If the names Cooper & Schoedsack are at all familiar, it's because they made the original, definitive King Kong (1933).
However, as the biography I'm King Kong!: The Exploits of Merian C. Cooper (shown after Grass, but without record at TCM) informs us, the names Cooper & Schoedsack shouldn't be known -- in fact, couldn't be known, without Marguerite Harrison.
The three had met in Poland, during the Polish-Soviet war of 1920. Cooper, a bomber pilot during World War I, had spent time in a POW camp, yet after that war he was instrumental in creating the Kosciuszko Squadron, a group of young American airmen who had volunteered to help Poland. When he was shot down over the Ukraine and captured by the Russians, Cooper was sent to the Gulag. There, he was saved from starvation through the intervention of Marguerite Harrison, a woman who became an American spy because women were not allowed to be war correspondents. (Ah, such delicate flowers should not use the pen, but slink around the swords.) He managed to escape, and poor Harrison would need to wait several years to be released.
So, when Harrison puts up half the money to make Grass and insists upon coming along, Cooper, naturally, feels indebted to do so.The "hysterical" part is during The Exploits bio piece, when Schoedsack voices his opinions post return from filming Grass.
In a recorded interview, Schoedsack speaks freely, saying that women are pains in the ass; they can't help it.

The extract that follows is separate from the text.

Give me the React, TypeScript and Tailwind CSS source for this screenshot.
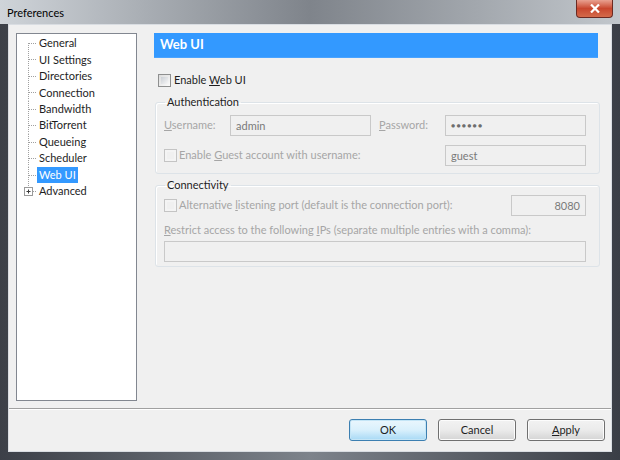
import React from "react";

const font = { fontFamily: 'Lato, "Noto Sans", sans-serif' };

function TreeRow({
  label,
  first,
  last,
  selected,
  plus,
}: {
  label: string;
  first?: boolean;
  last?: boolean;
  selected?: boolean;
  plus?: boolean;
}) {
  return (
    <div className="flex items-center h-[16.44px]">
      <svg width="20" height="16.44" className="shrink-0">
        <line
          x1="11.5"
          y1={first ? 8 : 0}
          x2="11.5"
          y2={last ? 8 : 16.44}
          stroke="#a0a0a0"
          strokeDasharray="1 1"
        />
        <line x1="12" y1="8.5" x2="20" y2="8.5" stroke="#a0a0a0" strokeDasharray="1 1" />
        {plus && (
          <g>
            <rect x="7.5" y="4.5" width="8" height="8" fill="#fff" stroke="#9a9a9a" />
            <line x1="9.5" y1="8.5" x2="13.5" y2="8.5" stroke="#3a3a3a" />
            <line x1="11.5" y1="6.5" x2="11.5" y2="10.5" stroke="#3a3a3a" />
          </g>
        )}
      </svg>
      <span
        className={
          "px-[2px] leading-[16px] text-[11px] " +
          (selected ? "bg-[#3399ff] text-white" : "text-[#1e1e1e]")
        }
      >
        {label}
      </span>
    </div>
  );
}

function Checkbox({ disabled }: { disabled?: boolean }) {
  return (
    <span
      className={
        "inline-block w-[13px] h-[13px] shrink-0 border " +
        (disabled
          ? "border-[#c4c4c4] bg-[#f4f4f4]"
          : "border-[#8e8f8f] bg-gradient-to-br from-[#dcdcdc] to-[#fbfbfb]")
      }
    >
      <span
        className={
          "block m-[2px] w-[7px] h-[7px] " +
          (disabled ? "bg-[#f0f0f0]" : "bg-gradient-to-br from-[#cbcfd5] to-[#f6f6f6]")
        }
      />
    </span>
  );
}

function Input({ value, className, right }: { value: string; className: string; right?: boolean }) {
  return (
    <div
      className={
        "h-[21px] shrink-0 border border-[#c9c9c9] bg-[#f0f0f0] text-[11px] leading-[19px] text-[#7a7a7a] px-[5px] " +
        (right ? "text-right " : "") +
        className
      }
    >
      {value}
    </div>
  );
}

function Button({ children, primary }: { children: React.ReactNode; primary?: boolean }) {
  return (
    <div
      className={
        "w-[78px] h-[22px] rounded-[3px] border flex items-center justify-center text-[11px] text-[#1e1e1e] " +
        (primary
          ? "border-[#3c7fb1] bg-gradient-to-b from-[#eaf6fd] via-[#d9f0fc] to-[#a7d9f5] shadow-[inset_0_0_0_1px_#c4e5f6]"
          : "border-[#707070] bg-gradient-to-b from-[#f2f2f2] via-[#ebebeb] to-[#d4d4d4] shadow-[inset_0_0_0_1px_#fcfcfc]")
      }
    >
      {children}
    </div>
  );
}

export default function App() {
  return (
    <div
      className="w-[620px] h-[460px] flex flex-col bg-gradient-to-r from-[#3c4048] via-[#7d838b] to-[#3a3e46] overflow-hidden"
      style={font}
    >
      {/* title bar */}
      <div className="h-[24px] shrink-0 flex items-start justify-between bg-gradient-to-r from-[#cfd4d9] via-[#7f848b] to-[#c2c7cc]">
        <span className="ml-[7px] mt-[5px] text-[11px] leading-[15px] text-black">Preferences</span>
        <div className="mr-[7px] w-[37px] h-[18px] rounded-b-[4px] border border-t-0 border-[#6b2a22] bg-gradient-to-b from-[#e8a090] via-[#c8462e] to-[#d46a4a] flex items-center justify-center">
          <svg width="10" height="9" viewBox="0 0 10 9">
            <path d="M1 0.5 L9 8.5 M9 0.5 L1 8.5" stroke="#fff" strokeWidth="2.2" />
          </svg>
        </div>
      </div>
      {/* body */}
      <div className="flex-1 flex px-[8px] pb-[8px]">
        <div className="flex-1 flex flex-col bg-[#f0f0f0] border border-[#d9dde2]">
          <div className="flex pt-[8px] pl-[7px]">
            {/* tree */}
            <div className="w-[121px] h-[368px] bg-white border border-[#828790] pt-[1px]">
              <TreeRow label="General" first />
              <TreeRow label="UI Settings" />
              <TreeRow label="Directories" />
              <TreeRow label="Connection" />
              <TreeRow label="Bandwidth" />
              <TreeRow label="BitTorrent" />
              <TreeRow label="Queueing" />
              <TreeRow label="Scheduler" />
              <TreeRow label="Web UI" selected />
              <TreeRow label="Advanced" last plus />
            </div>
            {/* right panel */}
            <div className="ml-[17px] w-[446px] flex flex-col">
              <div className="h-[25px] w-[444px] bg-[#3399ff] border-b border-[#4aa3ff] flex items-center pl-[6px]">
                <span className="text-white font-bold text-[13px]">Web UI</span>
              </div>
              <div className="mt-[14px] h-[16px] flex items-center pl-[4px] gap-[3px] text-[11px] text-[#1e1e1e]">
                <Checkbox />
                <span>
                  Enable <u>W</u>eb UI
                </span>
              </div>
              <fieldset className="mt-[6px] ml-[1px] w-[445px] border border-[#dde3e8] rounded-[3px] pl-[8px] pr-[13px] pb-[7px] shadow-[inset_1px_1px_0_#ffffff]">
                <legend className="ml-[1px] px-[2px] text-[11px] leading-[16px] text-[#1e1e1e]">Authentication</legend>
                <div className="mt-[5px] flex items-center text-[11px] text-[#a6a6a6]">
                  <span className="w-[66px]">
                    <u>U</u>sername:
                  </span>
                  <Input value="admin" className="w-[141px]" />
                  <span className="ml-[8px] w-[66px]">
                    <u>P</u>assword:
                  </span>
                  <Input value="●●●●●●" className="w-[141px] !text-[7px] tracking-[1.2px] !text-[#6e6e6e]" />
                </div>
                <div className="mt-[9px] flex items-center text-[11px] text-[#a6a6a6]">
                  <Checkbox disabled />
                  <span className="ml-[2px]">
                    Enable <u>G</u>uest account with username:
                  </span>
                  <div className="flex-1" />
                  <Input value="guest" className="w-[141px]" />
                </div>
              </fieldset>
              <fieldset className="mt-[3px] ml-[1px] w-[445px] border border-[#dde3e8] rounded-[3px] pl-[8px] pr-[13px] pb-[4px] shadow-[inset_1px_1px_0_#ffffff]">
                <legend className="ml-[1px] px-[2px] text-[11px] leading-[16px] text-[#1e1e1e]">Connectivity</legend>
                <div className="mt-[2px] flex items-center text-[11px] text-[#a6a6a6]">
                  <Checkbox disabled />
                  <span className="ml-[2px]">
                    Alternative <u>l</u>istening port (default is the connection port):
                  </span>
                  <div className="flex-1" />
                  <Input value="8080" className="w-[75px]" right />
                </div>
                <div className="mt-[6px] text-[11px] leading-[16px] text-[#a6a6a6] whitespace-nowrap">
                  <u>R</u>estrict access to the following <u>I</u>Ps (separate multiple entries with a comma):
                </div>
                <Input value="" className="mt-[3px] w-full" />
              </fieldset>
            </div>
          </div>
          <div className="mt-[7px] h-[2px] border-t border-[#a0a0a0] border-b border-b-white" />
          <div className="mt-[9px] flex justify-end gap-[11px] pr-[6px]">
            <Button primary>OK</Button>
            <Button>Cancel</Button>
            <Button>
              <span>
                <u>A</u>pply
              </span>
            </Button>
          </div>
        </div>
      </div>
    </div>
  );
}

He sympathizes with the Arab leaders in the migration, saying they were responsible for thousands of their tribe and the livestock, and here they were catering to a woman who required her own sleeping quarters etc. He says (and I'm paraphrasing) that Harrison "tried not to be a pain in the ass," but "she couldn't help it", she "was just a woman." Apparently Schoedsack was also greatly irritated by her continual application make-up before every filming -- even though of the three, Cooper, Schoedsack & herself, she was the only one in front of the camera.

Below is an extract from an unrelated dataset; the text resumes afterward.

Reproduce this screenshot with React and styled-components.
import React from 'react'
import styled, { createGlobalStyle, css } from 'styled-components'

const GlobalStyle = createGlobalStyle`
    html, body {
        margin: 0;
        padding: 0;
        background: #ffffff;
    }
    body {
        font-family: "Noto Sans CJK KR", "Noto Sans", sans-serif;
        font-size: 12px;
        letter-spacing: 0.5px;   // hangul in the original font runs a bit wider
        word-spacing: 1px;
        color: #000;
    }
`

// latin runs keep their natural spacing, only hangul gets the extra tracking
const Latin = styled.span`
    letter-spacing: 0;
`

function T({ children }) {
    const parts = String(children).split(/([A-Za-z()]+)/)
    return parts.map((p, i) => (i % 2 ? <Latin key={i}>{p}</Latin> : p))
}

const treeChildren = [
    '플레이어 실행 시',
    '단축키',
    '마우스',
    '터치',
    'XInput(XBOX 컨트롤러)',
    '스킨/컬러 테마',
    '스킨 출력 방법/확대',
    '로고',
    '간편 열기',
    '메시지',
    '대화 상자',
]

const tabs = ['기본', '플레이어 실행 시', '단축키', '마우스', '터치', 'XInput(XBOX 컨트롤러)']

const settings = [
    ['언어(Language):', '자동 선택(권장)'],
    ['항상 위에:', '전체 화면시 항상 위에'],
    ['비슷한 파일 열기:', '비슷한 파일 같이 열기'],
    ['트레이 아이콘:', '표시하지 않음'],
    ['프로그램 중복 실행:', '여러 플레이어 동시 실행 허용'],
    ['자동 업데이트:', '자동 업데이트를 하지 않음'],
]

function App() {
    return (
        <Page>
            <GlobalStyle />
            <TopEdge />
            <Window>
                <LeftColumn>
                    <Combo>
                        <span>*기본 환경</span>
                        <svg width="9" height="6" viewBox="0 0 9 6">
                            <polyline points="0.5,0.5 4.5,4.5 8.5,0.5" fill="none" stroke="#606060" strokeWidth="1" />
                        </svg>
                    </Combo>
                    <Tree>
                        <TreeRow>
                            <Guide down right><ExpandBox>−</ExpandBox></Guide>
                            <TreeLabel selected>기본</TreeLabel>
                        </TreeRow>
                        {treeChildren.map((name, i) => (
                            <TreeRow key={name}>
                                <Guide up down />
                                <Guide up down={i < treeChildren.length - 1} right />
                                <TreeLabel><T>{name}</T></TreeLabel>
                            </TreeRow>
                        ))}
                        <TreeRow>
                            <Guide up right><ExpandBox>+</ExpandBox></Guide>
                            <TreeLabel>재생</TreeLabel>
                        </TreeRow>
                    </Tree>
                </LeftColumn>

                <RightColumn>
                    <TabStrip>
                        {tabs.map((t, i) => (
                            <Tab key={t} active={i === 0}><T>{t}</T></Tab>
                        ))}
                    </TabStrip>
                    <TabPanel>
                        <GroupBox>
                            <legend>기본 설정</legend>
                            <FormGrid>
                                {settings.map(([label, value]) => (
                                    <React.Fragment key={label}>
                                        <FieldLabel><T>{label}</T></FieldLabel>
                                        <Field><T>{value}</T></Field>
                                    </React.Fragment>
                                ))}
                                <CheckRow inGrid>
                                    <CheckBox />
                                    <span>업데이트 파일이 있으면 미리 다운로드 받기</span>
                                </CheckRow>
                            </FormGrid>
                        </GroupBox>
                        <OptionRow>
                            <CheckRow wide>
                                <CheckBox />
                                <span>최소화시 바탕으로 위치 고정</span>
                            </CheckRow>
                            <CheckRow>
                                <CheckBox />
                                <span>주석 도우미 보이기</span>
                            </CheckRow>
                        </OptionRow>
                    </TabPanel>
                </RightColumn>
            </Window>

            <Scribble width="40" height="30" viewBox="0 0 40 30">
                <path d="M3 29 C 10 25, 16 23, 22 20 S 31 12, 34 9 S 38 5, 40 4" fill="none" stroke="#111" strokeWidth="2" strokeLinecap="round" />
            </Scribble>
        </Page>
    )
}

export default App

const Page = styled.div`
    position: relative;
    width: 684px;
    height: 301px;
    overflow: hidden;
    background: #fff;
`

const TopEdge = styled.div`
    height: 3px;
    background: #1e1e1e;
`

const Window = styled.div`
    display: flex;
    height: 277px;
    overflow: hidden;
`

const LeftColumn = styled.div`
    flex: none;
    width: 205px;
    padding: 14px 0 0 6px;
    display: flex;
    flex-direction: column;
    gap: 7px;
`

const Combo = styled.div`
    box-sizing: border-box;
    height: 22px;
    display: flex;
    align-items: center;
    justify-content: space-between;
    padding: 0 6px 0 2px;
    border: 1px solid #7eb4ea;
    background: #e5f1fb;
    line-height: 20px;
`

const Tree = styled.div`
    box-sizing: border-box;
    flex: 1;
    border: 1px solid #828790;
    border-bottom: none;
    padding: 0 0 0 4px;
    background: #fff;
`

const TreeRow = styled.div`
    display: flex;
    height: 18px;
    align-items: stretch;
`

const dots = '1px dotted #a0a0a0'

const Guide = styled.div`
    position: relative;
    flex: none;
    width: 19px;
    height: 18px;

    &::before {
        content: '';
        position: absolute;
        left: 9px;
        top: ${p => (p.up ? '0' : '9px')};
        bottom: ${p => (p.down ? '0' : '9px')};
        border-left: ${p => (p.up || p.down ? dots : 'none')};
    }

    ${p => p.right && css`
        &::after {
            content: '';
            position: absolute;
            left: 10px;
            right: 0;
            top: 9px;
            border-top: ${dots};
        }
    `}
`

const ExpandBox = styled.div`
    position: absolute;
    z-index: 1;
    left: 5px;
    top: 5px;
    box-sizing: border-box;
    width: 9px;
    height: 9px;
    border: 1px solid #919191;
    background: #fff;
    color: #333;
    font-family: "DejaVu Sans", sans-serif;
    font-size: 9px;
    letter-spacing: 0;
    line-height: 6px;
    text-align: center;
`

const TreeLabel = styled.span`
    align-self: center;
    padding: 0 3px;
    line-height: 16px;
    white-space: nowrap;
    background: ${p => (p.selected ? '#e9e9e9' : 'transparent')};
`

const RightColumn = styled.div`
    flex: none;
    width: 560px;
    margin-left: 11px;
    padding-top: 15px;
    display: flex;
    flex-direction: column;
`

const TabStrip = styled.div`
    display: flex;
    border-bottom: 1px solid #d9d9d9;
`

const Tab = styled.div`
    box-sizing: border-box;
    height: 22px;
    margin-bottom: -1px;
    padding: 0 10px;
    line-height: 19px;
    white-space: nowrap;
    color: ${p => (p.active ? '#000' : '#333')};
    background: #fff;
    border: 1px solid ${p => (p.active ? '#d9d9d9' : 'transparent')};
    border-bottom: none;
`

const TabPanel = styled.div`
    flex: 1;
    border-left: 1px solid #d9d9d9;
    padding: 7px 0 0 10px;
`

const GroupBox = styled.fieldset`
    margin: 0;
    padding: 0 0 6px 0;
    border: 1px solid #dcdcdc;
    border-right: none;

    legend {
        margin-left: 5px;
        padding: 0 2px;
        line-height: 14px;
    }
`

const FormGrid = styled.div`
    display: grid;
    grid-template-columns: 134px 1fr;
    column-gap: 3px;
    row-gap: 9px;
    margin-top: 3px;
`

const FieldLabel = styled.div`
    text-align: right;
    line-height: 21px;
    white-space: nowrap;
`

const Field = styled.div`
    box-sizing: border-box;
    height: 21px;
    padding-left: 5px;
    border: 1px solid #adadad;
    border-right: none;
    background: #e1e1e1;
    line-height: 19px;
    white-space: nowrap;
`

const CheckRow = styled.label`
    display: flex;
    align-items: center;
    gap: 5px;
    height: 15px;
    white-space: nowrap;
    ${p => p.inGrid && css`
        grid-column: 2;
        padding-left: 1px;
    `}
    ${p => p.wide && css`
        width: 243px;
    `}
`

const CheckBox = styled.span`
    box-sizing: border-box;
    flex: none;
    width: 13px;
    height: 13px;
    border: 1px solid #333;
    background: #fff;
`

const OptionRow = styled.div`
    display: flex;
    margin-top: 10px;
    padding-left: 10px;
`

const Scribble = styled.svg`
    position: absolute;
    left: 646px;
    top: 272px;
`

The film script for King Kong was written by Schoedsack’s wife, Ruth, who, according to in Mark Vaz in Living Dangerously: The Adventures of Merian C. Cooper, based the it on conversations she remembered between Cooper and her husband about their travels and exploration. (Including Grass & Chang.) Hence, Marguerite Harrison, was the inspiration for the the "unwanted woman" Fay Wray played on the King Kong expedition.The Cooper bio is apparently on this King KongDVD.

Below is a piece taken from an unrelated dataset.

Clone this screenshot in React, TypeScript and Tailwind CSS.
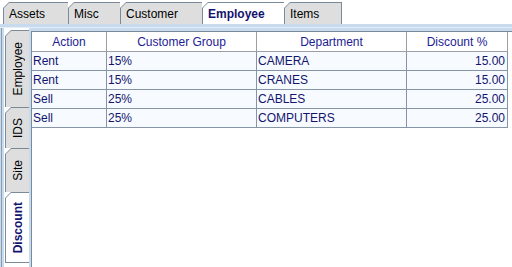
import React from 'react'

type Tab = { label: string; w: string; selected?: boolean; last?: boolean }

const topTabs: Tab[] = [
  { label: 'Assets', w: 'w-[65px]' },
  { label: 'Misc', w: 'w-[52px]' },
  { label: 'Customer', w: 'w-[82px]' },
  { label: 'Employee', w: 'w-[82px]', selected: true },
  { label: 'Items', w: 'w-[58px]', last: true },
]

const sideTabs: Tab[] = [
  { label: 'Employee', w: 'h-[77px]' },
  { label: 'IDS', w: 'h-[41px]' },
  { label: 'Site', w: 'h-[44px]' },
  { label: 'Discount', w: 'h-[71px]', selected: true, last: true },
]

const rows = [
  { action: 'Rent', group: '15%', dept: 'CAMERA', discount: '15.00' },
  { action: 'Rent', group: '15%', dept: 'CRANES', discount: '15.00' },
  { action: 'Sell', group: '25%', dept: 'CABLES', discount: '25.00' },
  { action: 'Sell', group: '25%', dept: 'COMPUTERS', discount: '25.00' },
]

function TopTab({ tab }: { tab: Tab }) {
  return (
    <div
      className={`h-[22px] pt-px pl-px ${tab.last ? 'pr-px' : ''} bg-[#7a8a99] [clip-path:polygon(6px_0,100%_0,100%_100%,0_100%,0_6px)] ${tab.w}`}
    >
      <div
        className={`flex h-full items-center pl-[5px] [clip-path:polygon(5px_0,100%_0,100%_100%,0_100%,0_5px)] ${
          tab.selected ? 'bg-white font-bold text-[#14146e]' : 'bg-[#dedede] text-black'
        }`}
      >
        {tab.label}
      </div>
    </div>
  )
}

function SideTab({ tab }: { tab: Tab }) {
  return (
    <div
      className={`w-[24px] pt-px pl-px ${tab.last ? 'pb-px' : ''} bg-[#7a8a99] [clip-path:polygon(6px_0,100%_0,100%_100%,0_100%,0_6px)] ${tab.w}`}
    >
      <div
        className={`flex h-full w-full items-center justify-center [clip-path:polygon(5px_0,100%_0,100%_100%,0_100%,0_5px)] ${
          tab.selected ? 'bg-white font-bold text-[#14146e]' : 'bg-[#dedede] text-black'
        }`}
      >
        <span className="rotate-180 [writing-mode:vertical-rl]">{tab.label}</span>
      </div>
    </div>
  )
}

export default function App() {
  return (
    <div className="flex h-[267px] w-[512px] flex-col overflow-hidden bg-white text-[12px] leading-none [font-family:'Liberation_Sans',Arial,sans-serif]">
      <div className="flex h-[24px] shrink-0 pl-[3px] pt-[2px]">
        {topTabs.map((t) => (
          <TopTab key={t.label} tab={t} />
        ))}
      </div>

      <div className="h-[4px] shrink-0 border-b border-[#e4eef9] bg-[#c8daee]" />

      <div className="flex flex-1">
        <div className="flex w-[4px] shrink-0">
          <div className="w-px bg-[#c8daee]" />
          <div className="w-px bg-[#8c9cad]" />
          <div className="w-[2px] bg-[#c8daee]" />
        </div>

        <div className="flex w-[25px] shrink-0 flex-col pl-px pt-[2px]">
          {sideTabs.map((t) => (
            <SideTab key={t.label} tab={t} />
          ))}
        </div>

        <div className="flex flex-1 flex-col">
          <div className="h-[3px] bg-[#c8daee]" />
          <div className="flex flex-1">
            <div className="w-[2px] bg-[#c8daee]" />
            <div className="flex-1 border-l border-t border-[#7a8a99]">
              <div className="flex h-[20px] w-[476px] text-[#1c1c94]">
                <div className="flex w-[75px] items-center justify-center border-b border-r border-[#9aa0a6] bg-white shadow-[inset_1px_1px_0_#fff]">Action</div>
                <div className="flex w-[150px] items-center justify-center border-b border-r border-[#9aa0a6] bg-white">Customer Group</div>
                <div className="flex w-[150px] items-center justify-center border-b border-r border-[#9aa0a6] bg-white">Department</div>
                <div className="flex w-[101px] items-center justify-center border-b border-r border-[#9aa0a6] bg-white">Discount %</div>
              </div>
              {rows.map((r, i) => (
                <div key={i} className="flex h-[19px] w-[476px] bg-[#f7fbff] text-[#14146e]">
                  <div className="flex w-[75px] items-center border-b border-r border-[#8595a6] pl-px">{r.action}</div>
                  <div className="flex w-[150px] items-center border-b border-r border-[#8595a6] pl-px">{r.group}</div>
                  <div className="flex w-[150px] items-center border-b border-r border-[#8595a6] pl-px">{r.dept}</div>
                  <div className="flex w-[101px] items-center justify-end border-b border-r border-[#8595a6] pr-[2px]">{r.discount}</div>
                </div>
              ))}
            </div>
          </div>
        </div>
      </div>
    </div>
  )
}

Labels: Films, Images, Sex History, Sexism



























3 Comments:
I wonder were the group of filmmakers engaged in espionage during the filming of Grass? Also the Bakhtiari are Persian not Arabic.
this is wonderful background information! it certainly never showed up in 'Famous Monsters of Filmland' magazine!
Thanks for the insight into Fay Wray!
That's fascinating. I've obsessed over the original King Kong for many years, even based my adaptation of The Call of Cthulhu on it. I knew a bit about Cooper and co from a book about the making of the film but I've never seen Grass and Chang. Their attitude doesn't surprise me given the script of Kong.
That picture of the three with the hookahs is fab!